11/24/2007

El Victoria Espinosa

Por Pedro Rodiz

Al fin entré. Lo que antes era un pasillo lleno de mosquitos ahora es el vestíbulo del teatro. Todavía huele a nuevo. Donde antes estaba el guardia de seguridad con su televisorcito pequeño blanco y negro, ahora está la taquilla. Es una entrada acogedora, que invita a pasar. Luego del recorrido por el largo vestíbulo, dos ujieres me dieron las buenas noches. Uno me entregó el programa y el otro me indicó que me sentara donde gustara. ¿Para qué asignaron a dos ujieres si me voy a sentar donde me dé la gana? – pensé.
Un escenario amplio. Dos gradas a ambos lados, uno mirando al otro. Asientos nuevos y cómodos. Un frío pelú. ¿Será parte del concepto? –cavilaba para entretenerme mientras espero.

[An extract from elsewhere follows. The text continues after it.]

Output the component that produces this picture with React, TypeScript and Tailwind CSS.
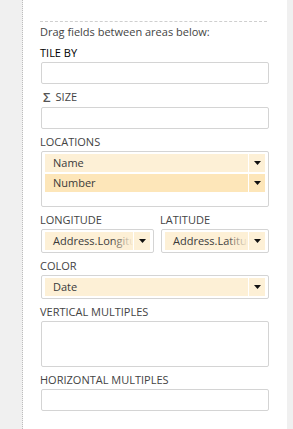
import type { ReactNode } from 'react';

const font = { fontFamily: '"Open Sans", "Noto Sans", sans-serif' };

function Label({ children, dark }: { children: ReactNode; dark?: boolean }) {
    return (
        <div className={`h-[16px] leading-[16px] text-[11px] whitespace-nowrap ${dark ? 'text-black' : 'text-[#444]'}`}>
            {children}
        </div>
    );
}

function Arrow() {
    return (
        <svg width="7" height="4" viewBox="0 0 7 4">
            <path d="M0 0 L7 0 L3.5 4 Z" fill="#111" />
        </svg>
    );
}

function Field({ name, active, fade }: { name: string; active?: boolean; fade?: boolean }) {
    const bg = active ? 'bg-[#fde6b9]' : 'bg-[#fdf0d6]';
    return (
        <div className="flex h-[18px]">
            <div className={`relative flex-1 min-w-0 overflow-hidden pl-[8px] text-[11px] leading-[18px] text-[#3a3a3a] whitespace-nowrap ${bg}`}>
                {name}
                {fade && (
                    <div className="absolute right-0 top-0 h-full w-[22px] bg-gradient-to-r from-[#fdf0d600] to-[#fdf0d6]" />
                )}
            </div>
            <div className={`w-[17px] flex items-center justify-center border-l border-white ${bg}`}>
                <Arrow />
            </div>
        </div>
    );
}

function Box({ h, children }: { h: string; children?: ReactNode }) {
    return (
        <div className={`mt-[1px] ml-[1px] border border-[#d4d4d4] rounded-[2px] bg-white px-[3px] py-[2px] flex flex-col gap-[2px] ${h}`}>
            {children}
        </div>
    );
}

export default function App() {
    return (
        <div className="w-[293px] h-[429px] flex bg-[#f0f0f0] overflow-hidden" style={font}>
            <div className="w-[22px] border-r border-dotted border-[#bdbdbd] box-content" />
            <div className="w-[264px] bg-white pl-[17px] pr-[18px] pt-[21px]">
                <div className="border-t border-dashed border-[#cfcfcf] w-[227px]" />
                <div className="mt-[2px] h-[16px] leading-[16px] text-[11px] text-[#444] whitespace-nowrap">
                    Drag fields between areas below:
                </div>

                <div className="mt-[5px]">
                    <Label dark>TILE BY</Label>
                    <Box h="h-[22px]" />
                </div>

                <div className="mt-[5px]">
                    <div className="h-[17px] flex items-center gap-[5px] text-[11px] text-[#444] pl-[3px]">
                        <span className="text-[13px] leading-none text-[#555] font-semibold">Σ</span>
                        <span>SIZE</span>
                    </div>
                    <div className="mt-[1px] ml-[1px] h-[22px] border border-[#d4d4d4] rounded-[2px]" />
                </div>

                <div className="mt-[5px]">
                    <Label>LOCATIONS</Label>
                    <Box h="h-[56px]">
                        <Field name="Name" />
                        <Field name="Number" active />
                    </Box>
                </div>

                <div className="mt-[5px] flex gap-[6px]">
                    <div className="w-[114px]">
                        <Label>LONGITUDE</Label>
                        <Box h="h-[24px]">
                            <Field name="Address.Longitude" fade />
                        </Box>
                    </div>
                    <div className="w-[109px]">
                        <Label>LATITUDE</Label>
                        <Box h="h-[24px]">
                            <Field name="Address.Latitude" fade />
                        </Box>
                    </div>
                </div>

                <div className="mt-[5px]">
                    <Label>COLOR</Label>
                    <Box h="h-[24px]">
                        <Field name="Date" />
                    </Box>
                </div>

                <div className="mt-[5px]">
                    <Label>VERTICAL MULTIPLES</Label>
                    <Box h="h-[46px]" />
                </div>

                <div className="mt-[5px]">
                    <Label>HORIZONTAL MULTIPLES</Label>
                    <Box h="h-[22px]" />
                </div>
            </div>
        </div>
    );
}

En los laterales sin gradas hay dos pasillos, que parecen balcones. Conté seis puertas, ¿para qué tantas? Miré al techo -siempre que voy a un teatro miro hacia arriba- y se me antoja que el espacio es como una jaula amplia, que crea la ilusión de seguridad.
¿Usarán todo el espacio o sólo el escenario? Imagino sogas que cuelgan, gente que brinco y cuelga, de actores que danzan en el aire. Es un teatro que inspira.
Rememoro a Vicky. Y siento que ese vestíbulo está vacío. Siento que le falta esencia, que le falta contenido. ¿Sabrán las nuevas generaciones que la Espinosa le robó el fuego del teatro a los dioses para dárselo a los mortales como una especie de Prometeo encadenado? ¿Dónde están las fotos de ella para engalanar el vestíbulo? ¿Y que me dicen del afiche que anunciaba el estreno mundial de El público de Federico García Lorca? ¿Acaso no merecía estar allí, como una bandera que nos recuerda lo más trascendental del sentido de pertenencia? ¿Qué artista no se hubiese sentido honrado de pintarle un cuadro, como se hacía en la Europa medieval con las reinas y papas? ¡Qué pobreza cultural la nuestra! – me lamenté después que se tiró la primera llamada.
En lo que espero la segunda, pienso en qué interesante hubiese sido, como parte de una actividad paralela al festival, un conversatorio con la gran Victoria Espinosa. Ella sentada en ese escenario y las gradas llenas de estudiantes de teatro de escuela superior, con universitarios del Departamento de Drama, con sus colegas y con la comunidad en general, que sé yo, algún martes durante el día, contando historias, contestando preguntas. ¡Qué poca iniciativa! –Casi se me escapa de la boca mientras trataba de calentarme las manos con mi aliento. ¡Qué poco valor se le da a lo que es verdaderamente importante! Ya dan la tercera llamada. Me acomodo en el asiento, y me imagino que soy como un niño que va al circo por primera vez.
Una vez acabada la función, salgo rápido para buscar el calor de la calle. Afuera, el reencuentro con los amigos, comentarios sueltos sobre las impresiones de la obra, algunos son halagos, otros decepción. Siempre es así con el arte.
Una amiga me cuenta la historia más inverosímil de la semana. Que cuando Victoria Espinosa intentó ir a los camerinos a saludar a los actores, -no en esa función sino en otra- un ujier no le permitió pasar, que esperara afuera, que esas son las reglas del teatro. Ella tuvo que tragar hondo, -más hondo de lo que tragué yo ante la anécdota- explicándole a la criatura que el teatro llevaba su nombre. Si no es por esta invocación, no entra. Vuelvo a apesadumbrarme al confirmar de lo arraigado de nuestra pobreza cultural.
De regreso a casa, me convenzo de que nunca seremos verdaderamente libres si no superamos las barreras desconocimiento al que estamos sumidos por imposición, decisión u omisión. Que debemos aspirar a ser un pueblo culto y educado.